Odpowiedzi
mama próbowała wszystkiego i niestety i tak pali(już 5 lat)...
jeżeli sam nie zrozumie,że to głupie to nie zaradzisz...
Trzeba tłumaczyć poza tym nic nie zdziałasz.
Wpływ ma grupa rówieśnicza i otoczenie w którym przebywa. Gimnazjum, to przekleństwo - myślą, że są dorośli ehhh.
u nas było tak ja miałam 13 a siostra 15 i nie tyle ze paliłysmy tylko chciałysmy spróbowac...i pech chciał ze Tato nas złapał...powiedział tylko tyle...tez zaczynałem palic w tym wieku co wy a teraz dałbym wiele zeby móc to rzucic...podziałało jak płachta na byka...dzis mam 38 lat,moja siostra 40 lat...i od tamtej pory zadna z nas nie siegneła nigdy po papierosa...u dzieci to czasem jest tak ze zakazane lepiej smakuje..powiedziałabym wszystkim z najblizszej rodziny ze jest taki problem zeby nikt mu pieniedzy nie dawał...jak cos chce kupic to z którysm z was idzie,do szkoły zero kasy na jedzenie...kanapki z domu...jak nie bedzie mał za co to sie ukruci...koledzy wiecznie nie zechca dawac...
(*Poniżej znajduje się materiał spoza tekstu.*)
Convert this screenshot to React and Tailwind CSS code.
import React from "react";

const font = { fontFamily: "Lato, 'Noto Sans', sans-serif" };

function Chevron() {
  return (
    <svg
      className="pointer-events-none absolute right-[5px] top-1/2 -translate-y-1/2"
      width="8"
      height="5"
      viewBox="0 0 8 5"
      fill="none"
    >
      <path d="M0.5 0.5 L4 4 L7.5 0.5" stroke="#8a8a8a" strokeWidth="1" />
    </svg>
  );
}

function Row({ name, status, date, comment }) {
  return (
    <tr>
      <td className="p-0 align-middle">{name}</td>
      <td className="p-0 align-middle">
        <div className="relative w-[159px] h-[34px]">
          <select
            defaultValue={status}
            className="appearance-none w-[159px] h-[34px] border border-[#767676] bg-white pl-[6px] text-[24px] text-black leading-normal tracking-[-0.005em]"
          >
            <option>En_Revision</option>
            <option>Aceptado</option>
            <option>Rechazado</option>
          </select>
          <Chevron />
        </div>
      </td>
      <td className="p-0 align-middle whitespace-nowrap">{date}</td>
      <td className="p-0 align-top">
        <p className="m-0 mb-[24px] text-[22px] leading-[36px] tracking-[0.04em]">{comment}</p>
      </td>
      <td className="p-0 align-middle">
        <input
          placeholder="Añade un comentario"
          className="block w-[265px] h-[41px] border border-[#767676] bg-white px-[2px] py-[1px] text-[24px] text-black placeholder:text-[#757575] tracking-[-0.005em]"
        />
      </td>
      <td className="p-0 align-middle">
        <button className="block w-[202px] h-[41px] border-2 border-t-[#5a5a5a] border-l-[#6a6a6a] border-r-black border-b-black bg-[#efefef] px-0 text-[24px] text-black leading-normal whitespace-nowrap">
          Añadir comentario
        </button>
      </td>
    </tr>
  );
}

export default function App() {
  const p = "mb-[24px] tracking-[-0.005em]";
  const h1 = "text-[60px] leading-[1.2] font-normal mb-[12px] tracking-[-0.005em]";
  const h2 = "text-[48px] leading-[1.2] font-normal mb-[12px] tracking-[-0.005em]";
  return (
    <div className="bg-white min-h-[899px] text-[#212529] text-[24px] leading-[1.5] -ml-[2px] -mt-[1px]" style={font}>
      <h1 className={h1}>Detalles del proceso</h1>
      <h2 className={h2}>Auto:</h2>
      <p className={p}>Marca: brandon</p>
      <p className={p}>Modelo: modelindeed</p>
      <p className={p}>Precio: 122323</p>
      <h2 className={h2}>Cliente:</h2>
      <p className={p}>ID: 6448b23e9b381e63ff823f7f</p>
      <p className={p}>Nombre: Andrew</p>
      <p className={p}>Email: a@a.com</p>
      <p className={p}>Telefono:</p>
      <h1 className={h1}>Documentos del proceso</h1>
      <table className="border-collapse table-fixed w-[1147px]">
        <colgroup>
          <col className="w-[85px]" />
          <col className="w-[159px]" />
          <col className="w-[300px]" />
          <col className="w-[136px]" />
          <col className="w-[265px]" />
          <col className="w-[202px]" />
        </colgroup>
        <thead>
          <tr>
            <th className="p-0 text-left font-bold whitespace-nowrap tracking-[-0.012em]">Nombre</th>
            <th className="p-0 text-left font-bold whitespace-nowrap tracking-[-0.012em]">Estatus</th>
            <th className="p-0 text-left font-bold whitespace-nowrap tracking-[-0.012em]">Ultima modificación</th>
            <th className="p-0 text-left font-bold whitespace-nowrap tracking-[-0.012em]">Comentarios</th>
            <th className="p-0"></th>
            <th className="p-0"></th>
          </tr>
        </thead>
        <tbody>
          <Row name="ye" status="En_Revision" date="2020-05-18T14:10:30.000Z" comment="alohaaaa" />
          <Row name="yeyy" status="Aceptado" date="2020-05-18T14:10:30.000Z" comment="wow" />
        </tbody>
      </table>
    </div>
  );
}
dokładnie, pieniędzy nie dawać. Nie będzie miał za co kupić, to nie zapali, a koledzy jak koledzy, chętni dać ale do czasu.
To żadna metoda uwierz mi. Moja córka skończy niebawem 15lat i też w torebce znalazłam westy ice.Cały czas jej tłumacze, że to świństwo niezdrowe i w dodatku uzależnia.
Trzeba tłumaczyć poza tym nic nie zdziałasz.
Wpływ ma grupa rówieśnicza i otoczenie w którym przebywa. Gimnazjum, to przekleństwo - myślą, że są dorośli ehhh.
Maju mi tłumaczenie nic nie dało. Zaczęłam palić w wieku 17 lat i paliłam aż sama postanowiłam rzucić, w sumie 8 lat. Ale tu chodzi o znacznie młodsze dziecko, wiec szukałabym tu radykalnych sposobów, łącznie z porządnym kontrolowaniem, obcięciem kieszonkowego, czy nawet szlabanem. Dziecko musi mieć poczucie, że rodzice nie odpuszczą i myślę, że szybko mu się odechce jarania.
Trzeba tłumaczyć poza tym nic nie zdziałasz.
Wpływ ma grupa rówieśnicza i otoczenie w którym przebywa. Gimnazjum, to przekleństwo - myślą, że są dorośli ehhh.